If you happen to drive to most places , then a navigation system is a must. Unfortunately for foreigners like us, good English navi is rare. Our friend had one but I am told it was not good enough . We have an Alpine Navi wherein the voice guidance and display is in English , but the input is in Hiragana-Katakana. We find our way mostly by looking up for the pincode or telephone number of the destination or some place close to it and input it. Since the display and voice guidance is in English we know that we will be guided to the correct destination.

If you are planning to drive around in Japan, it is best to purchase an ETC card. This is for the road toll on the expressways. There is a separate lane for ETC card holders at the toll gates. Currently ETC cardholders enjoy the benefit of a subsidized flat toll rate of 1000 Yen on Saturday, Sunday and public holidays regardless of the distance traveled. This is definitely a big boon for people like us, who love to travel every single weekend. I have heard that this subsidy is given for encouraging more and more people to travel during holidays and weekends and boosting the tourism industry which was badly hit during the country’s recent recession. Our local friends say that this subsidy is for a limited period and is likely to be discontinued though the likely date is still not known. The toll rates on the expressways is quite high and as mentioned in one of my previous blogs, a one way drive from Iwaki to Narita airport costs about 6000 Yen on a regular working day.

As we travel around Japan, I will try and put up some information of places that we visit along with the address and phone number or postal code


Parking:
Parking is highly expensive and in some places the rates start at 100 yen for 15 minutes. Offcourse in major tourist and commercial locations, finding a vacant spot close to your destination could be a difficult and time consuming task too. In some cases they have flat rate for a certain hours and we have usually encountered a rate of 1000 Yen for 3 -4 hours between specific time slots during the day. In tourist spots the rates on weekend are higher and though the rates displayed in bold may not appear too high, be sure to check for the fine print which has a disclaimer that the rates differ during the weekend.

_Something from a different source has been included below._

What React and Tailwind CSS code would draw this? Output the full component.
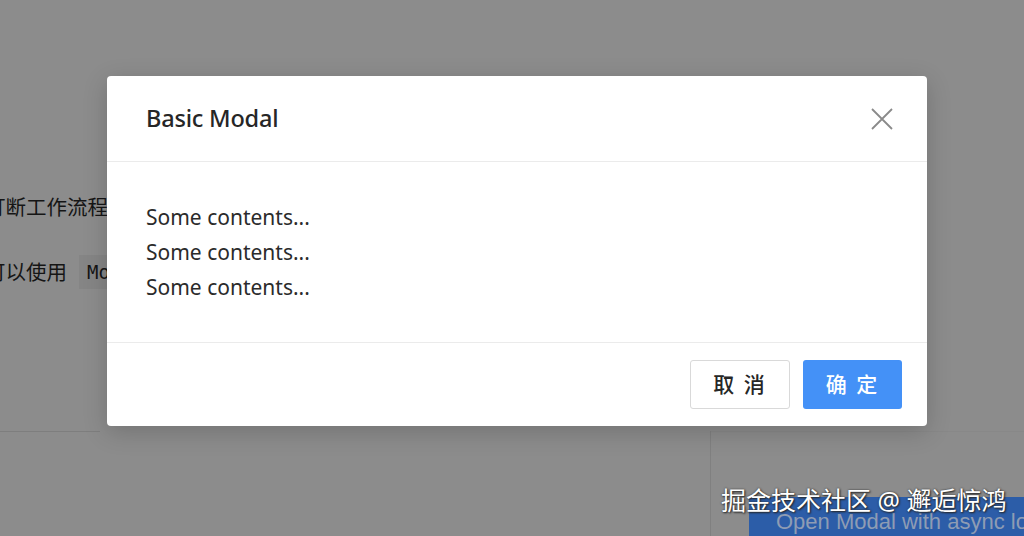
const sans = { fontFamily: '"Noto Sans", "Noto Sans CJK SC", sans-serif' };

function CloseIcon() {
  return (
    <svg width="22" height="22" viewBox="0 0 22 22" className="text-[#8a8a8a]">
      <path d="M1 1 L21 21 M21 1 L1 21" stroke="currentColor" strokeWidth="1.8" fill="none" />
    </svg>
  );
}

export default function App() {
  return (
    <div
      className="relative w-[1024px] h-[536px] overflow-hidden bg-[#8c8c8c] text-[#151515]"
      style={sans}
    >
      {/* page behind the mask */}
      <div className="flex flex-col pt-[190px]">
        <p className="ml-[-15px] text-[20.5px] leading-[34px] whitespace-nowrap">打断工作流程时，</p>
        <p className="ml-[-15px] mt-[31px] flex items-center text-[20.5px] leading-[34px] whitespace-nowrap">
          可以使用
          <code
            className="ml-[12px] px-[8px] bg-[#858585] text-[19px]"
            style={{ fontFamily: '"DejaVu Sans Mono", monospace' }}
          >
            Modal
          </code>
        </p>
        <div className="mt-[142px] flex">
          <div className="w-[100px] border-t border-[#7e7e7e]" />
          <div className="ml-[610px] h-[110px] border-l border-[#808080]" />
          <div className="flex-1 border-t border-[#888888]" />
        </div>
      </div>
      <div
        className="absolute left-[749px] top-[497px] h-[60px] w-[300px] bg-[#2c5da8] pl-[27px] pt-[10px] text-[22px] leading-[30px] text-[#8e9cb4] whitespace-nowrap"
        style={{ fontFamily: '"Liberation Sans", sans-serif' }}
      >
        Open Modal with async logic
      </div>

      {/* modal */}
      <div className="absolute left-[107px] top-[76px] w-[820px] rounded-[4px] bg-white shadow-[0_6px_24px_rgba(0,0,0,0.18)]">
        <div className="flex h-[86px] items-center justify-between border-b border-[#ebebeb] pl-[39px] pr-[34px]">
          <h2 className="text-[23.5px] font-medium text-[#262626] tracking-[-0.2px]">Basic Modal</h2>
          <CloseIcon />
        </div>
        <div className="border-b border-[#ebebeb] px-[39px] pt-[38px] pb-[37px] text-[21px] leading-[35px] text-[#2b2b2b]">
          <p>Some contents...</p>
          <p>Some contents...</p>
          <p>Some contents...</p>
        </div>
        <div className="flex h-[83px] items-center justify-end gap-[13px] pr-[25px]">
          <button className="h-[49px] w-[100px] rounded-[3px] border border-[#d9d9d9] bg-white text-[21px] font-medium text-[#262626] tracking-[2px]">
            取 消
          </button>
          <button className="h-[49px] w-[99px] rounded-[3px] bg-[#4491f7] text-[21px] font-medium text-white tracking-[2px]">
            确 定
          </button>
        </div>
      </div>

      {/* watermark */}
      <div
        className="absolute left-[721px] top-[483px] text-[25px] leading-[34px] text-white whitespace-nowrap"
        style={{ textShadow: "0 0 2px #333, 1px 1px 2px #222" }}
      >
        掘金技术社区 @ 邂逅惊鸿
      </div>
    </div>
  );
}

Usually this is written in a combination of Hiragana-Katakana and Kanji and foreigners have a hard time seeking help from locals in trying to decipher this. Our first experience came in July when we visited Tokyo and we stayed in a hotel in the Asakusa area. We asked locals for help and 3 or 4 people helped us by even calculating the amount that we would have to pay for 24 hours parking. They said we would have to pay about 2800 Yen for the entire 24 hour period. Though not cheap compared to other countries, it still seemed like a good deal. We parked our car and went around Tokyo and stayed the night in the hotel. The next day when we went to our car to leave for Iwaki, we had a shock. The amount we had to pay was Yen 7500. We took a picture of the parking charges board , paid the charges due and came home. Next day my husband happened to show the picture to his colleagues and they too calculated it at 2800 Yen. Then my husband asked them to read the fine print and they realized that a different rate was applicable on weekends and the weekend calculation came up to Yen 7500. It was an eye opener for us and now whenever we plan a long distance trip we also lookup for a parking lot with reasonable rates and if possible select a hotel that has a parking lot attached. Usually hotel parking lots are not as expensive as compared to other parking lots.


Accomodation :

Hotel rooms can be expensive in popular places like Tokyo, Kyoto, Hokkaido etc. There are certain business hotel chains like Toyoko Inn or Route Inn which have various room options. There are western style and Japanese style rooms. Japanese style rooms typically do not have beds but they have futons ( which are mattresses spread on the floor) and have tatami mat flooring. The prices are usually within a certain range of Yen 8500 to Yen 17000 for a twin or double non smoking room. This usually includes a breakfast. In some cities, parking is also free if you are a guest at the hotel. In bigger cities offcourse they have limited parking lots and this too comes at an extra cost. More or less there are paid parking spots near these hotels so it should not be a problem, except that you could end up paying quite a bit for parking . Also in most cases the Route Inn and Toyoko Inn hotels are located quite close to the railway stations and in some cases both these hotels are also in close proximity to each other. Most of them do not have a regular restaurant and you need to find other options for lunch and dinner. If you prefer a non smoking room, you need to indicate at the time of reservation. Getting a changeover later is next to impossible.

Japan has a unique kind of accommodation called Ryokans. They are Japanese style inns and quite often they are family run guest houses. They could at times be more expensive compared to a standard hotel room. This is usually because they are located near onsens and away from the hustle bustle of the cities.  Moreover traditional breakfast and dinner is provided to the guests. Sleeping is usually on the futons spread on the tatami mat flooring . They also usually provide separate inhouse footwear and yukata for use during the stay. In some cases the bathing and toilet facilities are common for all guests. Offcourse the baths are gender segregated. It would be best advised to check beforehand when making a booking rather than discovering it when you check in. A one night stay at a ryokan usually costs between 15000-30000 yen per person.

Whatever the choice of transport and whatever the choice of accomodation, travelling in Japan is the best way to explore this wonderful country. Enjoy the customs and traditions and you will feel at home. Like James Michener puts it -
 "If you reject the food, ignore the customs, fear the religion and avoid the people, you might better stay home."